As neighbors came to help us tarp the roof against the declining storm, we put ourselves back together and assessed the damages. My mother had glass down her back and bruises on her shoulders from where she had been hit by the falling tree branches as she had raced down the hall. My father had been unable to get into the bathroom because the tree had already fallen down by the time he got there, blocking the door. We had lost several trees all over our property and in a stroke of luck, trees had fallen on either side of the cage which held my pet bunny rabbit, leaving him wet and scared, but otherwise unscathed.

In the end, it turned out that the focal point of the entire storm in the Dallas/Ft. Worth Metroplex was just outside our house. There was damage all over our neighborhood, and all over the city. We were incredibly lucky that night. And now that I live in LA, much like I was in my early childhood, I am unfazed by the threat of earthquakes. But a hefty windstorm will always give me the chills.

1 comment:

  1. Wow, that is really scary! I am glad that your whole family survived that.
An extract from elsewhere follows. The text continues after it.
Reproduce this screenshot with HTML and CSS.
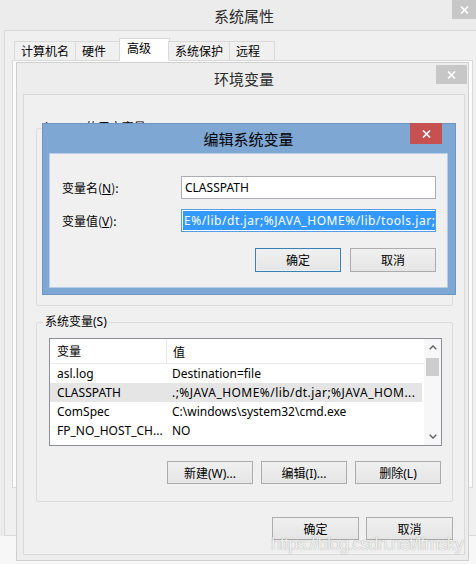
FILE: index.html
```html
<!DOCTYPE html>
<html>
<head>
  <meta charset="UTF-8">
  <title>编辑系统变量</title>
  <link rel="stylesheet" href="styles.css">
</head>
<body>
  <div class="desktop">

    <!-- 系统属性 (back window) -->
    <div class="window sys-props">
      <div class="titlebar">
        <span class="title">系统属性</span>
        <span class="close-btn">
          <svg width="9" height="8" viewBox="0 0 9 8"><path d="M1 0.5 L8 7.5 M8 0.5 L1 7.5" stroke="#fff" stroke-width="1.6"/></svg>
        </span>
      </div>
      <div class="client">
        <div class="tabs">
          <div class="tab">计算机名</div>
          <div class="tab">硬件</div>
          <div class="tab active">高级</div>
          <div class="tab">系统保护</div>
          <div class="tab">远程</div>
        </div>
        <div class="tab-panel"></div>
      </div>
    </div>

    <!-- 环境变量 -->
    <div class="window env-vars">
      <div class="titlebar">
        <span class="title">环境变量</span>
        <span class="close-btn">
          <svg width="9" height="8" viewBox="0 0 9 8"><path d="M1 0.5 L8 7.5 M8 0.5 L1 7.5" stroke="#fff" stroke-width="1.6"/></svg>
        </span>
      </div>
      <div class="client">
        <fieldset class="group user-group">
          <legend>lenovo 的用户变量(U)</legend>
        </fieldset>

        <fieldset class="group sys-group">
          <legend>系统变量(S)</legend>
          <div class="listview">
            <div class="list-body">
              <div class="list-header">
                <div class="col-name">变量</div>
                <div class="col-value">值</div>
              </div>
              <div class="list-row">
                <div class="col-name">asl.log</div>
                <div class="col-value">Destination=file</div>
              </div>
              <div class="list-row selected">
                <div class="col-name">CLASSPATH</div>
                <div class="col-value path">.;%JAVA_HOME%/lib/dt.jar;%JAVA_HOM...</div>
              </div>
              <div class="list-row">
                <div class="col-name">ComSpec</div>
                <div class="col-value">C:\windows\system32\cmd.exe</div>
              </div>
              <div class="list-row">
                <div class="col-name">FP_NO_HOST_CH...</div>
                <div class="col-value">NO</div>
              </div>
            </div>
            <div class="scrollbar">
              <div class="scroll-arrow">
                <svg width="8" height="5" viewBox="0 0 8 5"><path d="M0.7 4.3 L4 1 L7.3 4.3" fill="none" stroke="#606060" stroke-width="1.3"/></svg>
              </div>
              <div class="scroll-track">
                <div class="scroll-thumb"></div>
              </div>
              <div class="scroll-arrow">
                <svg width="8" height="5" viewBox="0 0 8 5"><path d="M0.7 0.7 L4 4 L7.3 0.7" fill="none" stroke="#606060" stroke-width="1.3"/></svg>
              </div>
            </div>
          </div>
          <div class="btn-row">
            <button class="btn">新建(W)...</button>
            <button class="btn">编辑(I)...</button>
            <button class="btn">删除(L)</button>
          </div>
        </fieldset>

        <div class="btn-row footer">
          <button class="btn wide">确定</button>
          <button class="btn wide">取消</button>
        </div>
      </div>
    </div>

    <!-- 编辑系统变量 (active dialog) -->
    <div class="window edit-var">
      <div class="titlebar">
        <span class="title">编辑系统变量</span>
        <span class="close-btn red">
          <svg width="9" height="8" viewBox="0 0 9 8"><path d="M1 0.5 L8 7.5 M8 0.5 L1 7.5" stroke="#fff" stroke-width="1.6"/></svg>
        </span>
      </div>
      <div class="client">
        <div class="form-row">
          <label class="field-label">变量名(<u>N</u>):</label>
          <div class="field">CLASSPATH</div>
        </div>
        <div class="form-row">
          <label class="field-label">变量值(<u>V</u>):</label>
          <div class="field focused">
            <span class="selection">E%/lib/dt.jar;%JAVA_HOME%/lib/tools.jar;</span>
          </div>
        </div>
        <div class="btn-row dialog-buttons">
          <button class="btn default">确定</button>
          <button class="btn">取消</button>
        </div>
      </div>
    </div>

    <div class="watermark">https://blog.csdn.net/lfmsky</div>
  </div>
</body>
</html>
```

FILE: styles.css
```css
body {
  margin: 0;
  font-family: "Noto Sans", "Noto Sans CJK SC", sans-serif;
  font-size: 12px;
  color: #000;
  background: #f7f7f7;
}
.desktop {
  position: relative;
  width: 476px;
  height: 564px;
  overflow: hidden;
}

/* generic window frame */
.window {
  position: absolute;
  display: flex;
  flex-direction: column;
  box-sizing: border-box;
}
.titlebar {
  position: relative;
  flex: none;
  display: flex;
  align-items: center;
  justify-content: center;
}
.title {
  font-size: 15px;
  font-family: "Noto Sans CJK SC", sans-serif;
  color: #2b2b2b;
}
.close-btn {
  position: absolute;
  display: flex;
  align-items: center;
  justify-content: center;
  background: #c7c7c7;
}
.close-btn.red {
  background: #c75050;
}

/* 系统属性 */
.sys-props {
  left: 0;
  top: 0;
  width: 482px;
  height: 536px;
  background: #ececec;
}
.sys-props .titlebar {
  height: 30px;
  padding-left: 6px;
}
.sys-props .close-btn {
  top: 0;
  right: 6px;
  width: 24px;
  height: 19px;
}
.sys-props .client {
  flex: 1;
  margin-left: 4px;
  border-left: 1px solid #dadada;
  border-top: 1px solid #dadada;
  border-bottom: 1px solid #dadada;
  background: #f0f0f0;
  padding: 7px 0 0 7px;
  display: flex;
  flex-direction: column;
}
.tabs {
  display: flex;
  align-items: flex-end;
  height: 22px;
  margin-left: 2px;
  position: relative;
  z-index: 1;
}
.tab {
  box-sizing: border-box;
  height: 19px;
  min-width: 46px;
  padding: 0 6px;
  border: 1px solid #d9d9d9;
  border-bottom: none;
  margin-left: -1px;
  background: #f0f0f0;
  line-height: 18px;
  font-family: "Noto Sans CJK SC", sans-serif;
}
.tab:first-child {
  margin-left: 0;
}
.tab.active {
  height: 23px;
  margin: 0 -1px -1px -2px;
  padding: 0 7px;
  min-width: 51px;
  background: #fff;
  line-height: 18px;
}
.tab-panel {
  width: 461px;
  height: 428px;
  box-sizing: border-box;
  border: 1px solid #d9d9d9;
  background: #fbfbfb;
}

/* 环境变量 */
.env-vars {
  left: 16px;
  top: 62px;
  width: 453px;
  height: 499px;
  border: 1px solid #d0d0d0;
  background: #ededed;
  padding: 0 3px 5px 6px;
}
.env-vars .titlebar {
  height: 31px;
}
.env-vars .close-btn {
  top: 2px;
  right: -2px;
  width: 31px;
  height: 19px;
}
.env-vars .client {
  flex: 1;
  border: 1px solid #dadada;
  background: #f0f0f0;
  display: flex;
  flex-direction: column;
}

.group {
  box-sizing: border-box;
  margin: 0 11px 0 12px;
  padding: 8px 10px 17px 12px;
  border: 1px solid #dcdcdc;
  border-radius: 2px;
  min-width: 0;
}
.group legend {
  margin-left: -6px;
  padding: 0 2px;
  line-height: 16px;
  font-family: "Noto Sans", "Noto Sans CJK SC", sans-serif;
}
.user-group {
  margin-top: 25px;
  height: 186px;
}
.sys-group {
  margin-top: 8px;
}

.listview {
  display: flex;
  height: 108px;
  box-sizing: border-box;
  border: 1px solid #8c8f94;
  background: #fff;
}
.list-body {
  flex: 1;
  overflow: hidden;
}
.list-header,
.list-row {
  display: flex;
  align-items: center;
}
.list-header {
  height: 24px;
  border-bottom: 1px solid #eaeaea;
  font-family: "Noto Sans CJK SC", sans-serif;
}
.list-header .col-name {
  border-right: 1px solid #eaeaea;
  height: 24px;
  line-height: 24px;
}
.list-row {
  height: 19px;
  margin-right: 2px;
}
.list-row.selected {
  background: #e5e5e5;
}
.col-name {
  flex: none;
  width: 109px;
  padding-left: 7px;
  white-space: nowrap;
}
.col-value {
  padding-left: 6px;
  white-space: nowrap;
}
.col-value.path {
  letter-spacing: 0.45px;
}
.scrollbar {
  flex: none;
  width: 17px;
  display: flex;
  flex-direction: column;
  background: #f7f7f7;
}
.scroll-arrow {
  height: 17px;
  display: flex;
  align-items: center;
  justify-content: center;
}
.scroll-track {
  flex: 1;
  padding: 2px 2px 0 2px;
}
.scroll-thumb {
  height: 18px;
  background: #cdcdcd;
}

.btn-row {
  display: flex;
  justify-content: flex-end;
  gap: 8px;
  margin-top: 15px;
  padding-right: 1px;
}
.btn {
  box-sizing: border-box;
  width: 86px;
  height: 23px;
  padding: 0;
  border: 1px solid #acacac;
  background: linear-gradient(#f0f0f0, #e5e5e5);
  font-family: "Noto Sans", "Noto Sans CJK SC", sans-serif;
  font-size: 12px;
  color: #000;
}
.btn.wide {
  width: 87px;
}
.btn.default {
  border-color: #3c7fb1;
  box-shadow: inset 0 0 0 1px #e5f1fb;
}
.footer {
  margin-top: 15px;
  margin-right: 11px;
  padding-right: 0;
  gap: 7px;
}

/* 编辑系统变量 */
.edit-var {
  left: 42px;
  top: 123px;
  width: 414px;
  height: 172px;
  border: 1px solid #6d95c2;
  background: #7ea7d3;
  padding: 0 7px 6px 6px;
}
.edit-var .titlebar {
  height: 29px;
}
.edit-var .title {
  color: #000;
}
.edit-var .close-btn {
  top: -1px;
  right: 6px;
  width: 32px;
  height: 21px;
}
.edit-var .client {
  flex: 1;
  border: 1px solid #b5cde6;
  background: #f0f0f0;
  padding: 22px 11px 0 12px;
  display: flex;
  flex-direction: column;
}
.form-row {
  display: flex;
  align-items: center;
  margin-bottom: 10px;
}
.field-label {
  width: 119px;
  flex: none;
  font-family: "Noto Sans CJK SC", sans-serif;
}
.field-label u {
  font-family: "Noto Sans", sans-serif;
}
.field {
  box-sizing: border-box;
  width: 255px;
  height: 23px;
  border: 1px solid #abadb3;
  background: #fff;
  padding: 0 3px;
  display: flex;
  align-items: center;
  overflow: hidden;
  white-space: nowrap;
}
.field.focused {
  border-color: #569de5;
  padding: 0 1px;
}
.selection {
  background: #3399ff;
  color: #fff;
  line-height: 19px;
  letter-spacing: 0.55px;
  padding-left: 1px;
  flex: none;
}
.dialog-buttons {
  margin-top: 6px;
  gap: 9px;
  padding-right: 0;
}
.dialog-buttons .btn {
  height: 24px;
}

.watermark {
  position: absolute;
  left: 271px;
  top: 534px;
  font-family: "Liberation Sans", sans-serif;
  font-size: 18px;
  letter-spacing: -0.9px;
  color: rgba(255, 255, 255, 0.85);
  text-shadow: 0 0 1px rgba(0, 0, 0, 0.4);
  white-space: nowrap;
}
```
    I live on the western coast of Michigan, so thankfully tornadoes are a rarity around here. But I have seen waterspouts on Lake Michigan a few times... they are scary too! When they suck up too much water and the funnel becomes too heavy, it falls apart and the water just drops... and if there are any boats out there, they're pretty much toast. We do get severe thunderstorms with very strong winds and lots of flooding from time to time as well. Just a few weeks ago we had one with wind gusts up to 125 mph and there were trees and powerlines down everywhere! Lots of flooding as well... carrying vehicles and washing out roads. A ton of people, including my parents and my sister, had their basements flooded. Not fun.

    I guess, no matter where you live, there is always a risk of some kind of severe weather, huh?